The final delivery to Taylor hurt the most, but Reed's pitch to Jayson Werth three pitches earlier stung, too. The right-hander threw a 93-mph four-seam fastball to Werth on a 2-1 count that crossed the plate in the strike zone, but was called a ball. Werth walked on the next pitch. Two subsequent pitches to Taylor and the game was essentially over.

"When you are all over the place like that, you want a strike to be called a strike," Reed said, "but when you are all over the place, it's hard for [the umpire] to call a strike."

Werth said he felt like he was "in the driver's seat" once the count reached 3-1.

"I felt like it was [close]," D-backs manager Chip Hale said. "I have not looked at the video, but you know what? Sometimes you get them and sometimes you don't. That's the way it goes."

Reed retired the first batter he faced, Clint Robinson, before giving up consecutive singles to Denard Span and Yunel Escobar. He walked Werth on five pitches. Reed's first pitch to Taylor was an 86-mph slider in the dirt.

"The walk was tough," Hale said. "I thought he threw some good pitches there and he didn't get the calls. It was a scratch hit by Escobar, and he got the ball up on Taylor. [Taylor] did a good job of hitting it coming off the bench."

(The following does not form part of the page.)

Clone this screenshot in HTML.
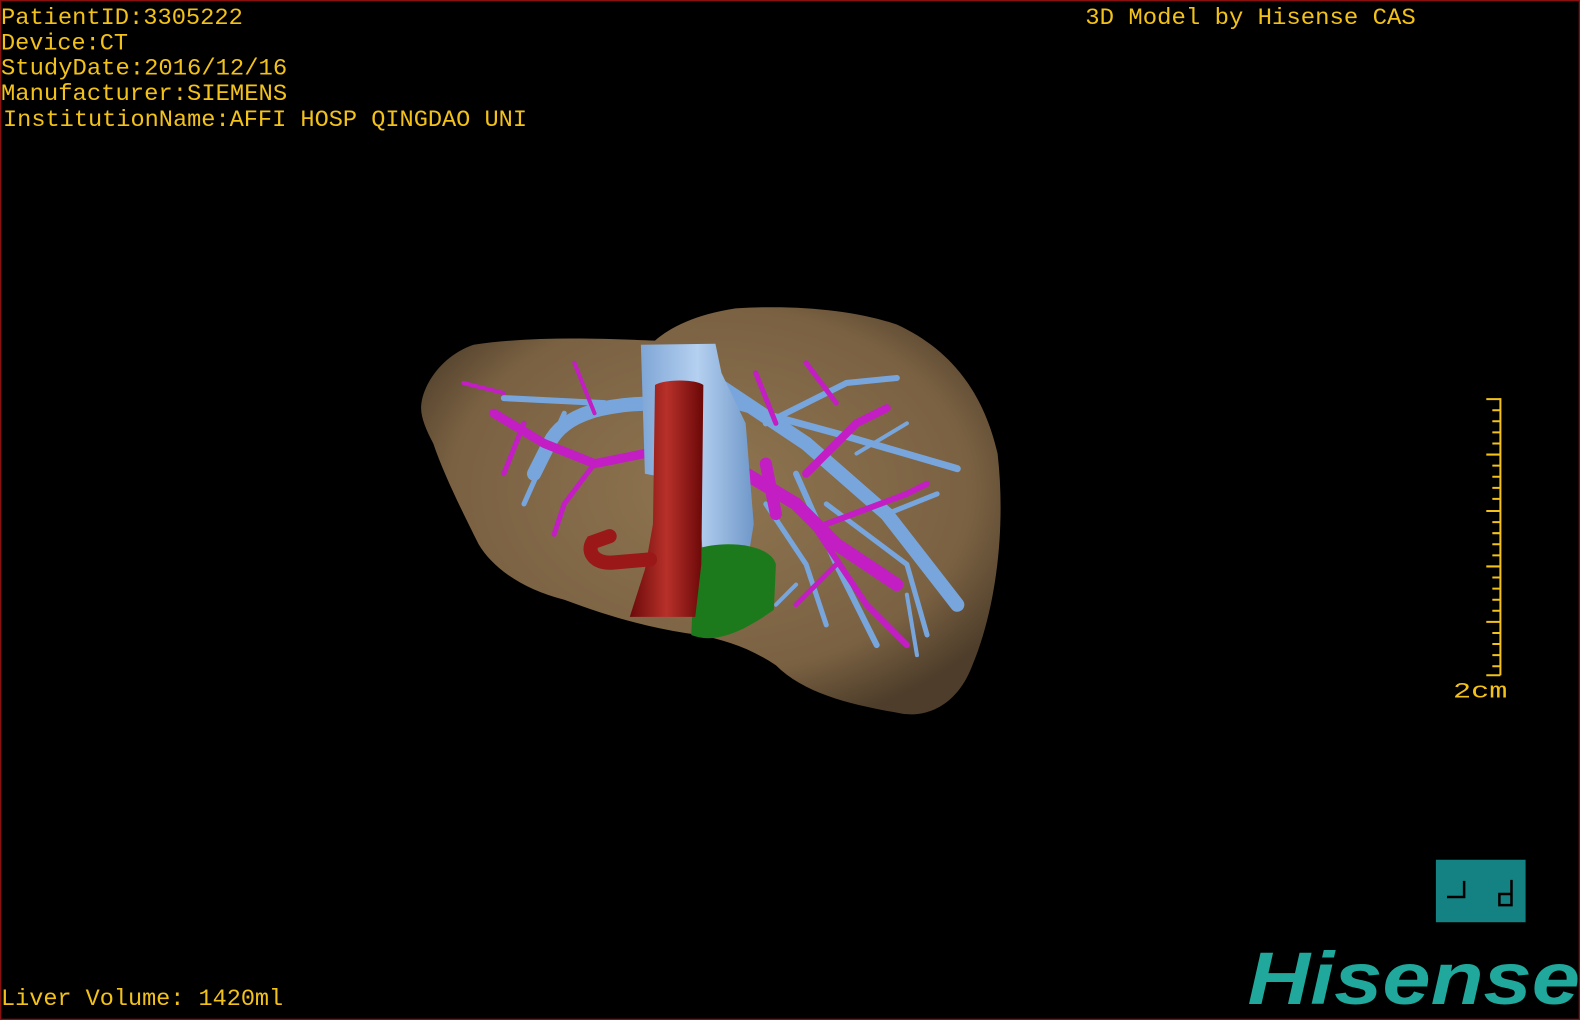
<!DOCTYPE html>
<html><head><meta charset="utf-8"><style>
html,body{margin:0;padding:0;background:#000;width:1580px;height:1020px;overflow:hidden}
svg{display:block}
.m{font-family:"Liberation Mono",monospace}
</style></head><body>
<svg width="1580" height="1020" viewBox="0 0 1568 1012" preserveAspectRatio="none" xmlns="http://www.w3.org/2000/svg">
<defs>
<radialGradient id="lv" cx="0.5" cy="0.45" r="0.6">
<stop offset="0" stop-color="#8f7550"/><stop offset="0.75" stop-color="#7a6142"/><stop offset="1" stop-color="#4d3d2a"/>
</radialGradient>
<linearGradient id="ivc" x1="0" x2="1"><stop offset="0" stop-color="#7fa6d6"/><stop offset="0.5" stop-color="#b5d0f0"/><stop offset="1" stop-color="#6f98c9"/></linearGradient>
<linearGradient id="ao" x1="0" x2="1"><stop offset="0" stop-color="#6a0a0a"/><stop offset="0.5" stop-color="#b8302a"/><stop offset="1" stop-color="#6a0808"/></linearGradient>
</defs>
<rect width="1568" height="1012" fill="#000"/>
<rect x="0.5" y="0.5" width="1567" height="1011" fill="none" stroke="#8a1010" stroke-width="1.5"/>
<!-- liver -->
<path d="M418,402 C420,380 440,352 470,342 C530,333 600,336 650,338 C665,325 690,312 730,306 C790,302 850,308 890,322 C940,345 975,385 990,450 C998,520 990,600 965,660 C950,700 920,712 895,708 C850,700 800,690 770,660 C740,640 710,632 680,628 C640,622 600,610 560,595 C520,585 490,565 475,540 C460,510 440,470 430,440 C422,425 417,412 418,402 Z" fill="url(#lv)"/>
<!-- blue hepatic veins -->
<g fill="none" stroke="#78a6dc" stroke-linecap="round">
<path d="M710,380 L800,440 L880,510 L950,600" stroke-width="14"/>
<path d="M660,400 C600,400 560,410 545,440 L530,470" stroke-width="14"/>
<path d="M500,395 L600,400" stroke-width="6"/>
<path d="M720,400 L830,430 L950,465" stroke-width="7"/>
<path d="M760,420 L840,380 L890,375" stroke-width="6"/>
<path d="M790,470 L830,560 L870,640" stroke-width="6"/>
<path d="M820,500 L900,560 L920,630" stroke-width="5"/>
<path d="M760,500 L800,560 L820,620" stroke-width="5"/>
<path d="M880,510 L930,490" stroke-width="5"/>
<path d="M560,410 L520,500" stroke-width="5"/>
<path d="M850,450 L900,420" stroke-width="4"/>
<path d="M900,590 L910,650" stroke-width="4"/>
<path d="M790,580 L770,600" stroke-width="4"/>
</g>
<!-- magenta portal -->
<g fill="none" stroke="#c21ec4" stroke-linecap="round">
<path d="M640,450 L590,460 L540,440 L490,410" stroke-width="9"/>
<path d="M590,460 L560,500 L550,530" stroke-width="5"/>
<path d="M520,420 L500,470" stroke-width="5"/>
<path d="M460,380 L500,390" stroke-width="4"/>
<path d="M570,360 L590,410" stroke-width="4"/>
<path d="M740,470 L790,500 L830,540 L890,580" stroke-width="13"/>
<path d="M800,510 L860,600 L900,640" stroke-width="6"/>
<path d="M800,470 L850,420 L880,405" stroke-width="8"/>
<path d="M820,520 L900,490 L920,480" stroke-width="6"/>
<path d="M750,370 L770,420" stroke-width="5"/>
<path d="M800,360 L830,400" stroke-width="5"/>
<path d="M830,560 L790,600" stroke-width="5"/>
<path d="M760,460 L770,510" stroke-width="12"/>
</g>
<!-- IVC -->
<path d="M636,342 L710,341 L716,370 L740,420 L748,520 L738,580 L700,582 L692,480 L640,470 Z" fill="url(#ivc)"/>
<!-- gallbladder -->
<path d="M690,545 C720,535 765,540 770,560 L768,605 C740,625 710,640 686,630 Z" fill="#1c7a1c"/>
<!-- aorta -->
<path d="M650,382 C660,376 690,376 698,382 L696,560 L690,612 L625,612 L640,565 L648,520 Z" fill="url(#ao)"/>
<path d="M645,555 L610,558 C590,560 582,548 588,538 L605,532" fill="none" stroke="#9a1818" stroke-width="14" stroke-linecap="round"/>
<!-- text -->
<g fill="#f2c21a" font-size="23" class="m">
<text x="1" y="24" textLength="240" lengthAdjust="spacingAndGlyphs">PatientID:3305222</text>
<text x="1" y="49" textLength="126" lengthAdjust="spacingAndGlyphs">Device:CT</text>
<text x="1" y="74" textLength="284" lengthAdjust="spacingAndGlyphs">StudyDate:2016/12/16</text>
<text x="1" y="99" textLength="284" lengthAdjust="spacingAndGlyphs">Manufacturer:SIEMENS</text>
<text x="3" y="125" textLength="520" lengthAdjust="spacingAndGlyphs">InstitutionName:AFFI HOSP QINGDAO UNI</text>
<text x="1077" y="24" textLength="328" lengthAdjust="spacingAndGlyphs">3D Model by Hisense CAS</text>
<text x="1" y="997" textLength="280" lengthAdjust="spacingAndGlyphs">Liver Volume: 1420ml</text>
<text x="1442" y="692" font-size="22" textLength="54" lengthAdjust="spacingAndGlyphs">2cm</text>
</g>
<!-- scale bar -->
<g stroke="#f2c21a" stroke-width="2">
<line x1="1489" y1="395" x2="1489" y2="670"/>
<path d="M1475,396H1489 M1481,407H1489 M1481,418H1489 M1481,429H1489 M1481,440H1489 M1475,451H1489 M1481,462H1489 M1481,473H1489 M1481,484H1489 M1481,495H1489 M1475,507H1489 M1481,518H1489 M1481,529H1489 M1481,540H1489 M1481,551H1489 M1475,562H1489 M1481,573H1489 M1481,584H1489 M1481,595H1489 M1481,606H1489 M1475,617H1489 M1481,628H1489 M1481,639H1489 M1481,650H1489 M1481,661H1489 M1475,670H1489"/>
</g>
<!-- orientation box -->
<rect x="1425" y="853" width="89" height="62" fill="#148282"/>
<g stroke="#000" stroke-width="2.5" fill="none">
<path d="M1436,890H1453V874"/>
<path d="M1500,873V898H1488V887H1500"/>
</g>
<!-- Hisense logo -->
<text x="1238" y="996" style="font-family:'Liberation Sans',sans-serif;font-weight:bold;font-style:italic" font-size="74" fill="#1fa89b" textLength="330" lengthAdjust="spacingAndGlyphs">Hisense</text>
</svg>
</body></html>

The stage had been set for Yasmany Tomas, who had gone hitless in his previous 11 at-bats, including six strikeouts, to be the afternoon's hero. The slugger was out of the starting lineup for the second consecutive game, but drove in a run as a pinch-hitter to give the D-backs a 6-5 lead in the bottom of the eighth.

The lead did not last. Reed is now 2-for-4 in save opportunities.

"I don't think it's mechanical," Reed said. "Everything felt good, and the ball just wasn't going where I wanted it to go. It's something I can definitely work on, but it's nothing I'm too worried about."